- _To do_: Output the material word for word. Leave each picture out.

- _Source material_:
#####
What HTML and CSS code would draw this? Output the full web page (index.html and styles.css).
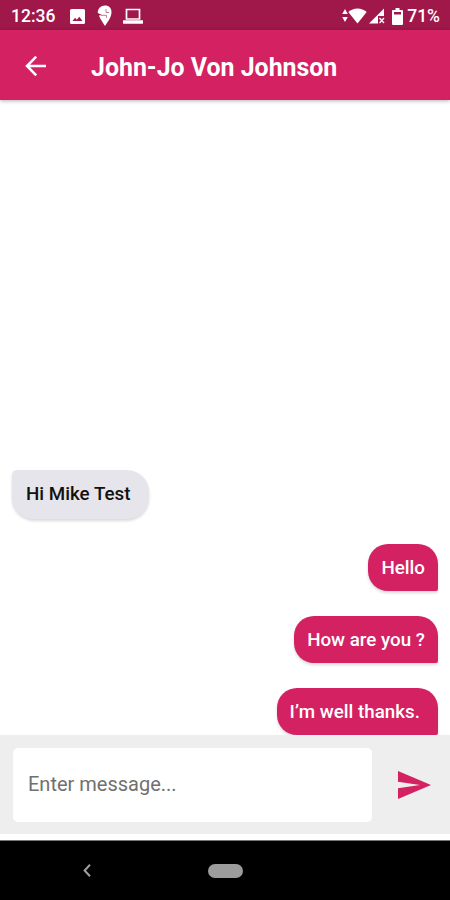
FILE: index.html
```html
<!DOCTYPE html>
<html lang="en">
<head>
    <meta charset="UTF-8">
    <meta name="viewport" content="width=device-width, initial-scale=1.0">
    <title>Chat</title>
    <link rel="stylesheet" href="styles.css">
</head>
<body>
    <div class="phone">
        <!-- Android status bar -->
        <div class="status-bar">
            <span class="clock">12:36</span>
            <svg class="icon-picture" width="15" height="15" viewBox="0 0 15 15">
                <path fill="#fff" fill-rule="evenodd" d="M1.500 0h12A1.500 1.500 0 0 1 15 1.500v12a1.500 1.500 0 0 1-1.500 1.500h-12A1.500 1.500 0 0 1 0 13.500v-12A1.500 1.500 0 0 1 1.500 0zM2.500 12h10l-3.200-4.200-2.500 3-1.700-2z"/>
            </svg>
            <svg class="icon-pin" width="15" height="22" viewBox="0 0 15 22">
                <path fill="#fff" d="M8 .5c4 0 6.500 2.500 6.500 6.500 0 5-3.500 9.500-6.500 14-2-3.500-5-7-6-10.500L5 10 .8 8C.5 3.500 4 .5 8 .5z"/>
                <path fill="none" stroke="#c07a98" stroke-width="1" d="M9 4v3.500h3M4 10.300h5.500v2.500"/>
            </svg>
            <svg class="icon-laptop" width="20" height="16" viewBox="0 0 20 16">
                <path fill="none" stroke="#fff" stroke-width="1.700" d="M3.500 1.500h13v9.500h-13zM.9 13.200h18.200v1.700H.9z"/>
            </svg>
            <div class="status-right">
                <svg width="6" height="14" viewBox="0 0 6 14">
                    <path fill="#fff" d="M3 0l2.800 5H.2zM3 13L.2 8h5.600z"/>
                </svg>
                <svg width="19" height="16" viewBox="0 0 19 16">
                    <path fill="#fff" d="M9.500 15.500L.3 4C3 1.800 6 .6 9.500.6s6.500 1.200 9.200 3.400z"/>
                </svg>
                <svg class="icon-signal" width="16" height="16" viewBox="0 0 16 16">
                    <path fill="#fff" d="M0 15.500L15 .5V8H9v7.500z"/>
                    <path fill="none" stroke="#fff" stroke-width="1.300" d="M10.500 10l4.500 5M15 10l-4.500 5"/>
                </svg>
                <svg class="icon-battery" width="11" height="17" viewBox="0 0 11 17">
                    <path fill="#fff" fill-rule="evenodd" d="M3.500 0h4v2H10a1 1 0 0 1 1 1v13a1 1 0 0 1-1 1H1a1 1 0 0 1-1-1V3a1 1 0 0 1 1-1h2.500zM2 4v2.500h7V4z"/>
                </svg>
                <span class="percent">71%</span>
            </div>
        </div>

        <div class="header">
            <svg class="back" width="22" height="22" viewBox="0 0 22 22">
                <path fill="none" stroke="#fff" stroke-width="2.500" d="M21 11H2.500M11.200 1.700L2 11l9.200 9.300"/>
            </svg>
            <h1>John-Jo Von Johnson</h1>
        </div>

        <div class="messages">
            <div class="message received">Hi Mike Test</div>
            <div class="message sent">Hello</div>
            <div class="message sent">How are you ?</div>
            <div class="message sent last">I’m well thanks.</div>
        </div>

        <div class="composer">
            <input type="text" placeholder="Enter message...">
            <button class="send" aria-label="Send">
                <svg width="33" height="28" viewBox="0 0 33 28">
                    <path fill="#d32162" d="M0 0l33 14L0 28V17.200L22 14 0 10.800z"/>
                </svg>
            </button>
        </div>

        <!-- Android navigation bar -->
        <div class="nav-bar">
            <svg class="nav-back" width="8" height="13" viewBox="0 0 8 13">
                <path fill="none" stroke="#a0a0a0" stroke-width="2" d="M7 .8L1.600 6.500 7 12.200"/>
            </svg>
            <div class="nav-home"></div>
        </div>
    </div>
</body>
</html>
```
FILE: styles.css
```css
* {
    box-sizing: border-box;
}

body {
    margin: 0;
    font-family: Roboto, "Liberation Sans", sans-serif;
    background-color: #fff;
}

svg {
    display: block;
    flex-shrink: 0;
}

.phone {
    display: flex;
    flex-direction: column;
    width: 450px;
    height: 900px;
    overflow: hidden;
}

.status-bar {
    display: flex;
    align-items: center;
    height: 30px;
    padding: 2px 10px 0 11px;
    background-color: #9f1849;
    color: #fff;
    font-size: 17.5px;
    font-weight: 500;
    flex-shrink: 0;
}

.clock {
    width: 59px;
    white-space: nowrap;
}

.icon-pin {
    margin-left: 12px;
}

.icon-laptop {
    margin-left: 11px;
}

.status-right {
    display: flex;
    align-items: center;
    margin-left: auto;
}

.icon-signal {
    margin-left: 2px;
}

.icon-battery {
    margin: 0 4px 0 7px;
}

.percent {
    font-weight: 500;
}

.header {
    display: flex;
    align-items: center;
    height: 70px;
    padding-left: 25px;
    background-color: #d32162;
    box-shadow: 0 1px 4px rgba(0, 0, 0, 0.3);
    color: #fff;
    flex-shrink: 0;
}

.back {
    margin-top: 1px;
}

.header h1 {
    margin: 4px 0 0 44px;
    font-size: 24.9px;
    font-weight: 700;
    white-space: nowrap;
}

.messages {
    display: flex;
    flex: 1;
    flex-direction: column;
    justify-content: flex-end;
    gap: 25px;
    padding: 0 12px;
    overflow: hidden;
}

.message {
    height: 47px;
    padding: 1px 13px 0;
    font-size: 18.8px;
    font-weight: 500;
    line-height: 47px;
    white-space: nowrap;
    box-shadow: 0 2px 3px rgba(0, 0, 0, 0.15);
    flex-shrink: 0;
}

.received {
    align-self: flex-start;
    height: 49px;
    padding: 1px 19px 0 14px;
    border-radius: 5px 22px 22px 22px;
    background-color: #e6e5eb;
    color: #111;
}

.sent {
    align-self: flex-end;
    border-radius: 20px 20px 2px 20px;
    background-color: #d32162;
    color: #fff;
}

.last {
    padding-right: 18px;
}

.composer {
    display: flex;
    align-items: center;
    height: 99px;
    padding: 0 19px 0 13px;
    margin-bottom: 6px;
    background-color: #eee;
    flex-shrink: 0;
}

.composer input {
    width: 359px;
    height: 74px;
    padding: 0 15px 2px;
    border: none;
    border-radius: 5px;
    background-color: #fff;
    font-family: inherit;
    font-size: 20px;
    outline: none;
}

.composer input::placeholder {
    color: #707070;
}

.send {
    margin-left: auto;
    padding: 0;
    border: none;
    background: none;
    cursor: pointer;
}

.nav-bar {
    display: flex;
    align-items: center;
    height: 60px;
    padding-left: 83px;
    border-top: 1px solid #777;
    background-color: #000;
    flex-shrink: 0;
}

.nav-home {
    width: 35px;
    height: 14px;
    margin-left: 117px;
    border-radius: 7px;
    background-color: #9c9c9c;
}
```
#####
- _Full answer_:
What HTML and CSS code would draw this? Output the full web page (index.html and styles.css).
FILE: index.html
```html
<!DOCTYPE html>
<html lang="en">
<head>
    <meta charset="UTF-8">
    <meta name="viewport" content="width=device-width, initial-scale=1.0">
    <title>Chat</title>
    <link rel="stylesheet" href="styles.css">
</head>
<body>
    <div class="phone">
        <!-- Android status bar -->
        <div class="status-bar">
            <span class="clock">12:36</span>
            <svg class="icon-picture" width="15" height="15" viewBox="0 0 15 15">
                <path fill="#fff" fill-rule="evenodd" d="M1.500 0h12A1.500 1.500 0 0 1 15 1.500v12a1.500 1.500 0 0 1-1.500 1.500h-12A1.500 1.500 0 0 1 0 13.500v-12A1.500 1.500 0 0 1 1.500 0zM2.500 12h10l-3.200-4.200-2.500 3-1.700-2z"/>
            </svg>
            <svg class="icon-pin" width="15" height="22" viewBox="0 0 15 22">
                <path fill="#fff" d="M8 .5c4 0 6.500 2.500 6.500 6.500 0 5-3.500 9.500-6.500 14-2-3.500-5-7-6-10.500L5 10 .8 8C.5 3.500 4 .5 8 .5z"/>
                <path fill="none" stroke="#c07a98" stroke-width="1" d="M9 4v3.500h3M4 10.300h5.500v2.500"/>
            </svg>
            <svg class="icon-laptop" width="20" height="16" viewBox="0 0 20 16">
                <path fill="none" stroke="#fff" stroke-width="1.700" d="M3.500 1.500h13v9.500h-13zM.9 13.200h18.200v1.700H.9z"/>
            </svg>
            <div class="status-right">
                <svg width="6" height="14" viewBox="0 0 6 14">
                    <path fill="#fff" d="M3 0l2.800 5H.2zM3 13L.2 8h5.600z"/>
                </svg>
                <svg width="19" height="16" viewBox="0 0 19 16">
                    <path fill="#fff" d="M9.500 15.500L.3 4C3 1.800 6 .6 9.500.6s6.500 1.200 9.200 3.400z"/>
                </svg>
                <svg class="icon-signal" width="16" height="16" viewBox="0 0 16 16">
                    <path fill="#fff" d="M0 15.500L15 .5V8H9v7.500z"/>
                    <path fill="none" stroke="#fff" stroke-width="1.300" d="M10.500 10l4.500 5M15 10l-4.500 5"/>
                </svg>
                <svg class="icon-battery" width="11" height="17" viewBox="0 0 11 17">
                    <path fill="#fff" fill-rule="evenodd" d="M3.500 0h4v2H10a1 1 0 0 1 1 1v13a1 1 0 0 1-1 1H1a1 1 0 0 1-1-1V3a1 1 0 0 1 1-1h2.500zM2 4v2.500h7V4z"/>
                </svg>
                <span class="percent">71%</span>
            </div>
        </div>

        <div class="header">
            <svg class="back" width="22" height="22" viewBox="0 0 22 22">
                <path fill="none" stroke="#fff" stroke-width="2.500" d="M21 11H2.500M11.200 1.700L2 11l9.200 9.300"/>
            </svg>
            <h1>John-Jo Von Johnson</h1>
        </div>

        <div class="messages">
            <div class="message received">Hi Mike Test</div>
            <div class="message sent">Hello</div>
            <div class="message sent">How are you ?</div>
            <div class="message sent last">I’m well thanks.</div>
        </div>

        <div class="composer">
            <input type="text" placeholder="Enter message...">
            <button class="send" aria-label="Send">
                <svg width="33" height="28" viewBox="0 0 33 28">
                    <path fill="#d32162" d="M0 0l33 14L0 28V17.200L22 14 0 10.800z"/>
                </svg>
            </button>
        </div>

        <!-- Android navigation bar -->
        <div class="nav-bar">
            <svg class="nav-back" width="8" height="13" viewBox="0 0 8 13">
                <path fill="none" stroke="#a0a0a0" stroke-width="2" d="M7 .8L1.600 6.500 7 12.200"/>
            </svg>
            <div class="nav-home"></div>
        </div>
    </div>
</body>
</html>
```
FILE: styles.css
```css
* {
    box-sizing: border-box;
}

body {
    margin: 0;
    font-family: Roboto, "Liberation Sans", sans-serif;
    background-color: #fff;
}

svg {
    display: block;
    flex-shrink: 0;
}

.phone {
    display: flex;
    flex-direction: column;
    width: 450px;
    height: 900px;
    overflow: hidden;
}

.status-bar {
    display: flex;
    align-items: center;
    height: 30px;
    padding: 2px 10px 0 11px;
    background-color: #9f1849;
    color: #fff;
    font-size: 17.5px;
    font-weight: 500;
    flex-shrink: 0;
}

.clock {
    width: 59px;
    white-space: nowrap;
}

.icon-pin {
    margin-left: 12px;
}

.icon-laptop {
    margin-left: 11px;
}

.status-right {
    display: flex;
    align-items: center;
    margin-left: auto;
}

.icon-signal {
    margin-left: 2px;
}

.icon-battery {
    margin: 0 4px 0 7px;
}

.percent {
    font-weight: 500;
}

.header {
    display: flex;
    align-items: center;
    height: 70px;
    padding-left: 25px;
    background-color: #d32162;
    box-shadow: 0 1px 4px rgba(0, 0, 0, 0.3);
    color: #fff;
    flex-shrink: 0;
}

.back {
    margin-top: 1px;
}

.header h1 {
    margin: 4px 0 0 44px;
    font-size: 24.9px;
    font-weight: 700;
    white-space: nowrap;
}

.messages {
    display: flex;
    flex: 1;
    flex-direction: column;
    justify-content: flex-end;
    gap: 25px;
    padding: 0 12px;
    overflow: hidden;
}

.message {
    height: 47px;
    padding: 1px 13px 0;
    font-size: 18.8px;
    font-weight: 500;
    line-height: 47px;
    white-space: nowrap;
    box-shadow: 0 2px 3px rgba(0, 0, 0, 0.15);
    flex-shrink: 0;
}

.received {
    align-self: flex-start;
    height: 49px;
    padding: 1px 19px 0 14px;
    border-radius: 5px 22px 22px 22px;
    background-color: #e6e5eb;
    color: #111;
}

.sent {
    align-self: flex-end;
    border-radius: 20px 20px 2px 20px;
    background-color: #d32162;
    color: #fff;
}

.last {
    padding-right: 18px;
}

.composer {
    display: flex;
    align-items: center;
    height: 99px;
    padding: 0 19px 0 13px;
    margin-bottom: 6px;
    background-color: #eee;
    flex-shrink: 0;
}

.composer input {
    width: 359px;
    height: 74px;
    padding: 0 15px 2px;
    border: none;
    border-radius: 5px;
    background-color: #fff;
    font-family: inherit;
    font-size: 20px;
    outline: none;
}

.composer input::placeholder {
    color: #707070;
}

.send {
    margin-left: auto;
    padding: 0;
    border: none;
    background: none;
    cursor: pointer;
}

.nav-bar {
    display: flex;
    align-items: center;
    height: 60px;
    padding-left: 83px;
    border-top: 1px solid #777;
    background-color: #000;
    flex-shrink: 0;
}

.nav-home {
    width: 35px;
    height: 14px;
    margin-left: 117px;
    border-radius: 7px;
    background-color: #9c9c9c;
}
```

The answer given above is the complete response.